Our Winter 2006 Salon
Jazz by Toni Morrison

The Museum of Education volunteered to stage salons knowing that any “real-time” participation with Maxine Greene would be a thrill for us all. Also, in accord with Maxine’s life long efforts to build communities and public spaces, we recognized that an ongoing salon program would be most enjoyable and would come to represent the basic beliefs and intentions of the Museum of Education.

 
               


Lee Bauknight

 

In conjunction with the New York City-based Maxine Greene Foundation, the Museum of Education staged our second salon-informal discussion for the academic year. We read Toni Morrison’s novel, Jazz, and met on January 22nd  (Sunday afternoon) from 4:00-6:00 p.m. in the Travelstead Room at Wardlaw Hall.
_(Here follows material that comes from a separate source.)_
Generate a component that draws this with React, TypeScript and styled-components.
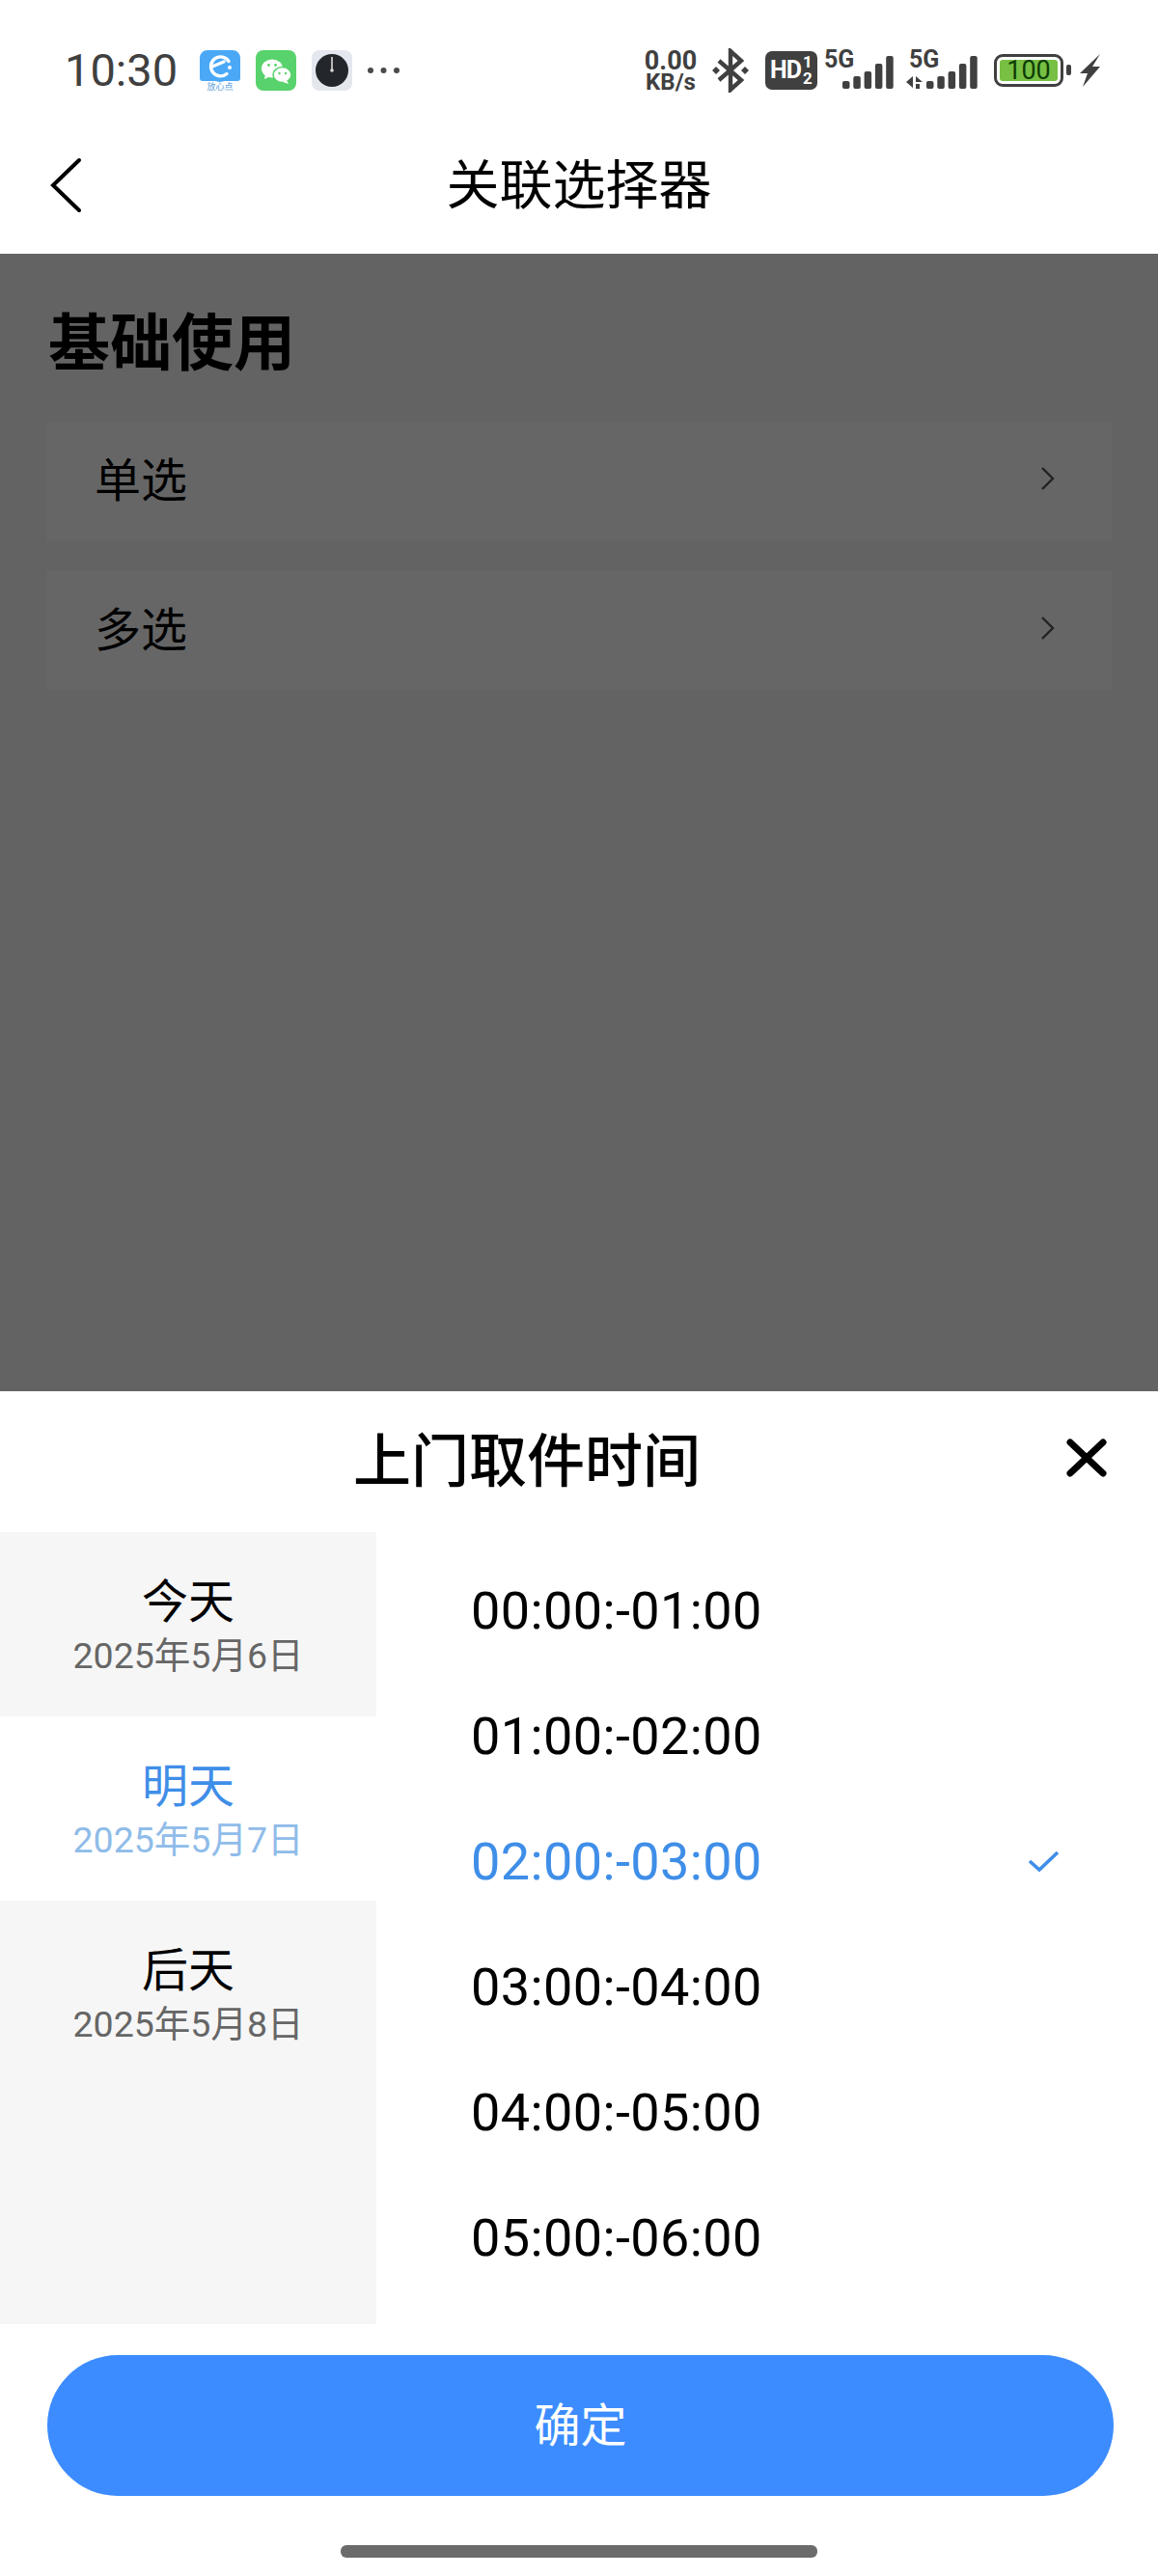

Maxine welcomed us via telephone and then we screened a video of her introduction from the New York City Salon (held on January 8th).  Once again, we were pleased to be joined by Lee Bauknight, faculty in the Department of English and former Associate Curator of the Museum of Education, who led our discussion.

 

As Maxine has written about the salon: “There are almost too many reading possibilities; but we have chosen Toni Morrison's luscious, moving, semi-tragic, revealing novel, Jazz.  No, it is not about New Orleans particularly; but it certainly summons up some of the confusion and heartbreak associated with the flood.  It also recalls the migrations from the South, the echoes of that south in Harlem and New York not so many years ago.  And it makes sharply present a context that includes lynching, discrimination, and the vibrancy of a culture always in renewal.  Some have pointed to the 'funkiness' in sections of it, to what it means to have 'cracks' in consciousness, to be in search and to be lost.  And it all seems to occur along with the golden sounds of a hidden saxophone.  Of course, we look forward to your responses and what they suggest when it comes to this dark time in our history, and whatever can be imagined when it comes to future possibilities.”